Now came reports that police were using a passive-aggressive tactic to respond to the black protests. “Prostitutes Run Wild on John R at Canfield,” blared a headline that week in the Michigan Chronicle. The article began, “Is the Detroit Police Department using the Cynthia Scott protests as a pretext to permit wholesale prostitution to pollute Negro communities? This is a major question which Detroit must consider and face immediately and a consequential problem to which official attention must be paid.” One night that week, a reporter stood at the corner of John R and Canfield at midnight, right outside the Flame Show Bar, and observed “a market traffic jam” as eighteen prostitutes worked their trade. “In minutes . . . prostitutes were picked up by motorists, all of them white, and whisked off into the night.
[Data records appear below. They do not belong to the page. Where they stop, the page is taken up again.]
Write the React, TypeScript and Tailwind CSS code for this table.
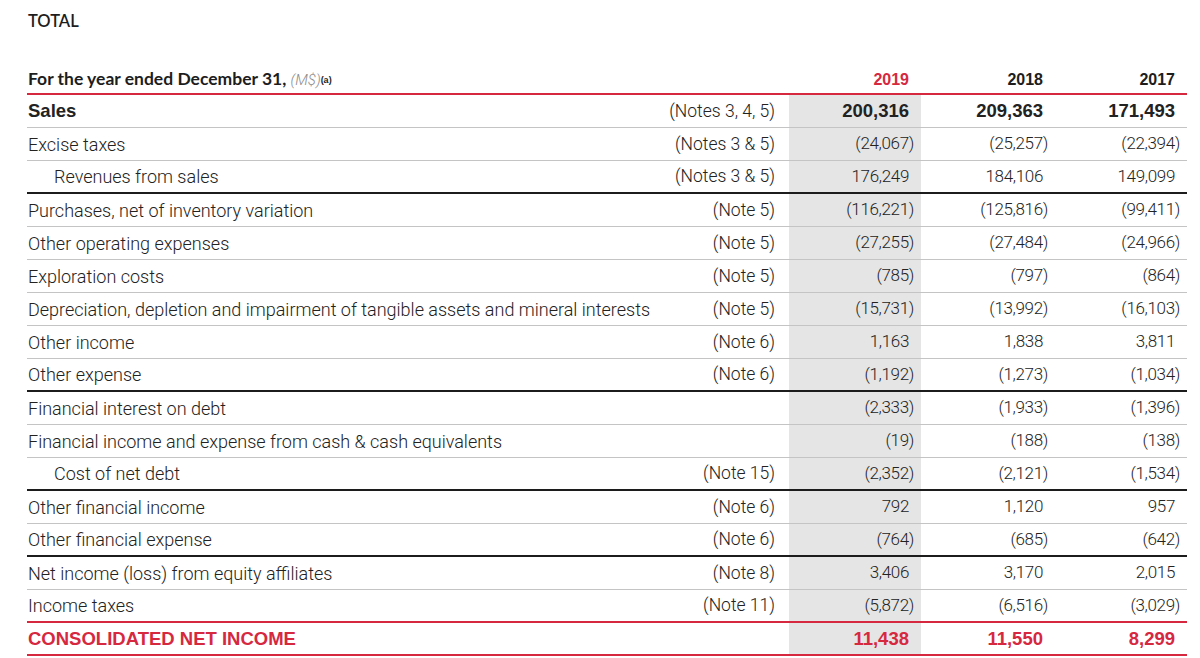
type Line = "gray" | "black" | "red";

type Row = {
  label: string;
  note: string;
  values: [string, string, string];
  indent?: boolean;
  bold?: boolean;
  total?: boolean;
  line: Line;
};

const rows: Row[] = [
  { label: "Sales", note: "(Notes 3, 4, 5)", values: ["200,316", "209,363", "171,493"], bold: true, line: "gray" },
  { label: "Excise taxes", note: "(Notes 3 & 5)", values: ["(24,067)", "(25,257)", "(22,394)"], line: "gray" },
  { label: "Revenues from sales", note: "(Notes 3 & 5)", values: ["176,249", "184,106", "149,099"], indent: true, line: "black" },
  { label: "Purchases, net of inventory variation", note: "(Note 5)", values: ["(116,221)", "(125,816)", "(99,411)"], line: "gray" },
  { label: "Other operating expenses", note: "(Note 5)", values: ["(27,255)", "(27,484)", "(24,966)"], line: "gray" },
  { label: "Exploration costs", note: "(Note 5)", values: ["(785)", "(797)", "(864)"], line: "gray" },
  { label: "Depreciation, depletion and impairment of tangible assets and mineral interests", note: "(Note 5)", values: ["(15,731)", "(13,992)", "(16,103)"], line: "gray" },
  { label: "Other income", note: "(Note 6)", values: ["1,163", "1,838", "3,811"], line: "gray" },
  { label: "Other expense", note: "(Note 6)", values: ["(1,192)", "(1,273)", "(1,034)"], line: "black" },
  { label: "Financial interest on debt", note: "", values: ["(2,333)", "(1,933)", "(1,396)"], line: "gray" },
  { label: "Financial income and expense from cash & cash equivalents", note: "", values: ["(19)", "(188)", "(138)"], line: "gray" },
  { label: "Cost of net debt", note: "(Note 15)", values: ["(2,352)", "(2,121)", "(1,534)"], indent: true, line: "black" },
  { label: "Other financial income", note: "(Note 6)", values: ["792", "1,120", "957"], line: "gray" },
  { label: "Other financial expense", note: "(Note 6)", values: ["(764)", "(685)", "(642)"], line: "black" },
  { label: "Net income (loss) from equity affiliates", note: "(Note 8)", values: ["3,406", "3,170", "2,015"], line: "gray" },
  { label: "Income taxes", note: "(Note 11)", values: ["(5,872)", "(6,516)", "(3,029)"], line: "red" },
  { label: "CONSOLIDATED NET INCOME", note: "", values: ["11,438", "11,550", "8,299"], total: true, line: "red" },
];

const lineClass: Record<Line, string> = {
  gray: "border-b border-[#c4c4c4]",
  black: "border-b-2 border-[#1c1c1c]",
  red: "border-b-2 border-[#d6283f]",
};

// closing paren hangs out of the column, so plain numbers get a small spacer
function Num({ v }: { v: string }) {
  if (v.startsWith("(")) return <>{v}</>;
  return (
    <>
      {v}
      <span className="inline-block w-[5px]" />
    </>
  );
}

export default function App() {
  const light = "font-['Roboto','Liberation_Sans',sans-serif] font-light";
  const strong = "font-['Liberation_Sans','Arial',sans-serif] font-bold";
  const head = "font-['Lato','Open_Sans',sans-serif]";

  return (
    <div className="w-[1200px] h-[658px] overflow-hidden bg-white text-[#222]">
      <div className="pl-[27px] pr-[13px] pt-[11px]">
        <div className={`${head} text-[16.5px] leading-[20px] font-semibold text-[#1d1d1d] pl-[1px]`}>TOTAL</div>

        {/* header row */}
        <div className="flex h-[64px] items-end pb-[3px] border-b-2 border-[#d6283f]">
          <div className={`flex-1 min-w-0 pl-[1px] ${head} text-[17.5px] leading-[20px] font-bold text-[#1d1d1d] whitespace-nowrap`}>
            For the year ended December 31,{" "}
            <span className={`${light} italic text-[15px] text-[#8c8c8c]`}>(M$)</span>
            <sup className={`${strong} text-[9px] text-[#1d1d1d] relative -top-[2px]`}>(a)</sup>
          </div>
          {["2019", "2018", "2017"].map((y, i) => (
            <div
              key={y}
              className={`shrink-0 ${i === 1 ? "w-[134px]" : "w-[132px]"} pr-[12px] text-right ${strong} text-[16px] leading-[20px] ${i === 0 ? "text-[#d6283f]" : "text-[#1d1d1d]"}`}
            >
              {y}
            </div>
          ))}
        </div>

        {rows.map((r) => {
          const big = r.bold || r.total;
          const color = r.total ? "text-[#d6283f]" : "text-[#222]";
          return (
            <div key={r.label} className={`flex h-[33px] box-border ${lineClass[r.line]} ${color}`}>
              <div
                className={`flex-1 min-w-0 flex items-center ${r.indent ? "pl-[27px]" : "pl-[1px]"} whitespace-nowrap ${big ? `${strong} text-[18.5px]` : `${light} text-[18px]`}`}
              >
                {r.label}
              </div>
              <div className={`shrink-0 w-[118px] flex items-center justify-end pr-[14px] ${light} text-[17.5px] text-[#222] whitespace-nowrap`}>
                {r.note}
              </div>
              {r.values.map((v, i) => (
                <div
                  key={i}
                  className={`shrink-0 ${i === 1 ? "w-[134px]" : "w-[132px]"} flex items-center justify-end pr-[7px] ${big ? `${strong} text-[18.5px]` : `${light} text-[17px] tracking-[-0.02em]`} ${i === 0 ? "bg-[#e5e5e5]" : ""}`}
                >
                  <Num v={v} />
                </div>
              ))}
            </div>
          );
        })}
      </div>
    </div>
  );
}
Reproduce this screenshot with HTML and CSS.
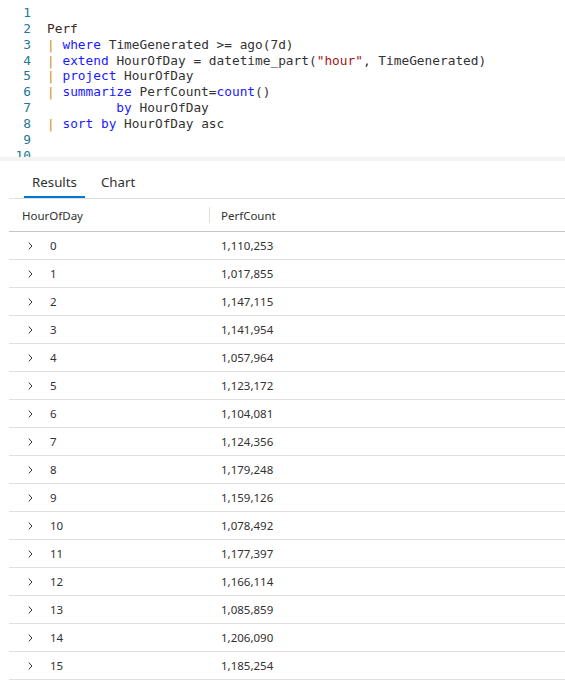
FILE: index.html
```html
<!DOCTYPE html>
<html>
<head>
<meta charset="utf-8">
<link rel="stylesheet" href="styles.css">
</head>
<body>
<div class="editor">
  <div class="line"><span class="ln">1</span><span class="code"></span></div>
  <div class="line"><span class="ln">2</span><span class="code"><span class="id">Perf</span></span></div>
  <div class="line"><span class="ln">3</span><span class="code"><span class="pipe">|</span> <span class="kw">where</span> TimeGenerated &gt;= ago(7d)</span></div>
  <div class="line"><span class="ln">4</span><span class="code"><span class="pipe">|</span> <span class="kw">extend</span> HourOfDay = datetime_part(<span class="str">"hour"</span>, TimeGenerated)</span></div>
  <div class="line"><span class="ln">5</span><span class="code"><span class="pipe">|</span> <span class="kw">project</span> HourOfDay</span></div>
  <div class="line"><span class="ln">6</span><span class="code"><span class="pipe">|</span> <span class="kw">summarize</span> PerfCount=<span class="kw">count</span>()</span></div>
  <div class="line"><span class="ln">7</span><span class="code">         <span class="kw">by</span> HourOfDay</span></div>
  <div class="line"><span class="ln">8</span><span class="code"><span class="pipe">|</span> <span class="kw">sort</span> <span class="kw">by</span> HourOfDay asc</span></div>
  <div class="line"><span class="ln">9</span><span class="code"></span></div>
  <div class="line"><span class="ln">10</span><span class="code"></span></div>
</div>
<div class="divider"></div>
<div class="results">
  <div class="tabs">
    <div class="tab active">Results</div>
    <div class="tab">Chart</div>
  </div>
  <div class="grid">
    <div class="row head">
      <div class="c1">HourOfDay</div>
      <div class="c2"><span class="sep"></span>PerfCount</div>
    </div>
    <div class="row"><div class="c1"><svg class="chev" width="5" height="8" viewBox="0 0 5 8"><path d="M0.8 0.6 L4 4 L0.8 7.4" fill="none" stroke="#323130" stroke-width="1"/></svg><span class="num">0</span></div><div class="c2">1,110,253</div></div>
    <div class="row"><div class="c1"><svg class="chev" width="5" height="8" viewBox="0 0 5 8"><path d="M0.8 0.6 L4 4 L0.8 7.4" fill="none" stroke="#323130" stroke-width="1"/></svg><span class="num">1</span></div><div class="c2">1,017,855</div></div>
    <div class="row"><div class="c1"><svg class="chev" width="5" height="8" viewBox="0 0 5 8"><path d="M0.8 0.6 L4 4 L0.8 7.4" fill="none" stroke="#323130" stroke-width="1"/></svg><span class="num">2</span></div><div class="c2">1,147,115</div></div>
    <div class="row"><div class="c1"><svg class="chev" width="5" height="8" viewBox="0 0 5 8"><path d="M0.8 0.6 L4 4 L0.8 7.4" fill="none" stroke="#323130" stroke-width="1"/></svg><span class="num">3</span></div><div class="c2">1,141,954</div></div>
    <div class="row"><div class="c1"><svg class="chev" width="5" height="8" viewBox="0 0 5 8"><path d="M0.8 0.6 L4 4 L0.8 7.4" fill="none" stroke="#323130" stroke-width="1"/></svg><span class="num">4</span></div><div class="c2">1,057,964</div></div>
    <div class="row"><div class="c1"><svg class="chev" width="5" height="8" viewBox="0 0 5 8"><path d="M0.8 0.6 L4 4 L0.8 7.4" fill="none" stroke="#323130" stroke-width="1"/></svg><span class="num">5</span></div><div class="c2">1,123,172</div></div>
    <div class="row"><div class="c1"><svg class="chev" width="5" height="8" viewBox="0 0 5 8"><path d="M0.8 0.6 L4 4 L0.8 7.4" fill="none" stroke="#323130" stroke-width="1"/></svg><span class="num">6</span></div><div class="c2">1,104,081</div></div>
    <div class="row"><div class="c1"><svg class="chev" width="5" height="8" viewBox="0 0 5 8"><path d="M0.8 0.6 L4 4 L0.8 7.4" fill="none" stroke="#323130" stroke-width="1"/></svg><span class="num">7</span></div><div class="c2">1,124,356</div></div>
    <div class="row"><div class="c1"><svg class="chev" width="5" height="8" viewBox="0 0 5 8"><path d="M0.8 0.6 L4 4 L0.8 7.4" fill="none" stroke="#323130" stroke-width="1"/></svg><span class="num">8</span></div><div class="c2">1,179,248</div></div>
    <div class="row"><div class="c1"><svg class="chev" width="5" height="8" viewBox="0 0 5 8"><path d="M0.8 0.6 L4 4 L0.8 7.4" fill="none" stroke="#323130" stroke-width="1"/></svg><span class="num">9</span></div><div class="c2">1,159,126</div></div>
    <div class="row"><div class="c1"><svg class="chev" width="5" height="8" viewBox="0 0 5 8"><path d="M0.8 0.6 L4 4 L0.8 7.4" fill="none" stroke="#323130" stroke-width="1"/></svg><span class="num">10</span></div><div class="c2">1,078,492</div></div>
    <div class="row"><div class="c1"><svg class="chev" width="5" height="8" viewBox="0 0 5 8"><path d="M0.8 0.6 L4 4 L0.8 7.4" fill="none" stroke="#323130" stroke-width="1"/></svg><span class="num">11</span></div><div class="c2">1,177,397</div></div>
    <div class="row"><div class="c1"><svg class="chev" width="5" height="8" viewBox="0 0 5 8"><path d="M0.8 0.6 L4 4 L0.8 7.4" fill="none" stroke="#323130" stroke-width="1"/></svg><span class="num">12</span></div><div class="c2">1,166,114</div></div>
    <div class="row"><div class="c1"><svg class="chev" width="5" height="8" viewBox="0 0 5 8"><path d="M0.8 0.6 L4 4 L0.8 7.4" fill="none" stroke="#323130" stroke-width="1"/></svg><span class="num">13</span></div><div class="c2">1,085,859</div></div>
    <div class="row"><div class="c1"><svg class="chev" width="5" height="8" viewBox="0 0 5 8"><path d="M0.8 0.6 L4 4 L0.8 7.4" fill="none" stroke="#323130" stroke-width="1"/></svg><span class="num">14</span></div><div class="c2">1,206,090</div></div>
    <div class="row"><div class="c1"><svg class="chev" width="5" height="8" viewBox="0 0 5 8"><path d="M0.8 0.6 L4 4 L0.8 7.4" fill="none" stroke="#323130" stroke-width="1"/></svg><span class="num">15</span></div><div class="c2">1,185,254</div></div>
  </div>
</div>
</body>
</html>
```

FILE: styles.css
```css
html, body {
  margin: 0;
  padding: 0;
  background: #ffffff;
  overflow: hidden;
}
body {
  width: 565px;
  height: 683px;
}
.editor {
  height: 157px;
  overflow: hidden;
  padding-top: 5px;
  box-sizing: border-box;
  font-family: "DejaVu Sans Mono", "Liberation Mono", monospace;
  font-size: 12.8px;
  color: #333333;
}
.line {
  display: flex;
  height: 15.85px;
  line-height: 15.85px;
  white-space: pre;
}
.ln {
  width: 31px;
  text-align: right;
  color: #237893;
  flex: none;
}
.code {
  margin-left: 16px;
}
.kw { color: #1a1aff; }
.pipe { color: #d18f20; }
.str { color: #a31515; }
.id { color: #3b2a22; }
.divider {
  height: 4px;
  background: #f3f3f3;
}
.results {
  padding-left: 9px;
  font-family: "Noto Sans", "Open Sans", sans-serif;
  color: #323130;
}
.tabs {
  display: flex;
  gap: 8px;
  padding-left: 15px;
  height: 37px;
  border-bottom: 1px solid #e1dfdd;
}
.tab {
  padding: 7px 8px 0;
  font-size: 13.3px;
  line-height: 28px;
  border-bottom: 2px solid transparent;
  color: #323130;
}
.tab.active {
  border-bottom-color: #0078d4;
}
.row {
  display: flex;
  height: 27px;
  align-items: center;
  border-bottom: 1px solid #e1dfdd;
  font-size: 11.5px;
}
.row.head {
  height: 32px;
  border-bottom-color: #c8c6c4;
}
.c1 {
  width: 200px;
  padding-left: 13px;
  box-sizing: border-box;
  display: flex;
  align-items: center;
}
.c2 {
  padding-left: 12px;
  display: flex;
  align-items: center;
  position: relative;
  height: 100%;
}
.sep {
  position: absolute;
  left: 0;
  top: 8px;
  width: 1px;
  height: 16px;
  background: #e1dfdd;
}
.chev {
  margin-left: 6px;
  flex: none;
}
.num {
  margin-left: 17px;
}
```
The pickups, accompanied by loud and obscene verbal exchanges between the prostitutes and customers, disrupted traffic, flared tempers and brought chaos to the brightly lighted area.” The word was that vice cops were now reluctant to arrest the prostitutes. The whore car was nowhere to be seen. If blacks did not like what happened to St. Cynthia, the police seemed to be saying, this is what they would get. Franklin and others at the Detroit Council for Human Rights meeting complained that the powers that be, from the Romney regime in Lansing to the Cavanagh administration in Detroit, were negligent, not doing enough to investigate the shooting and respond to their demands for remedial action.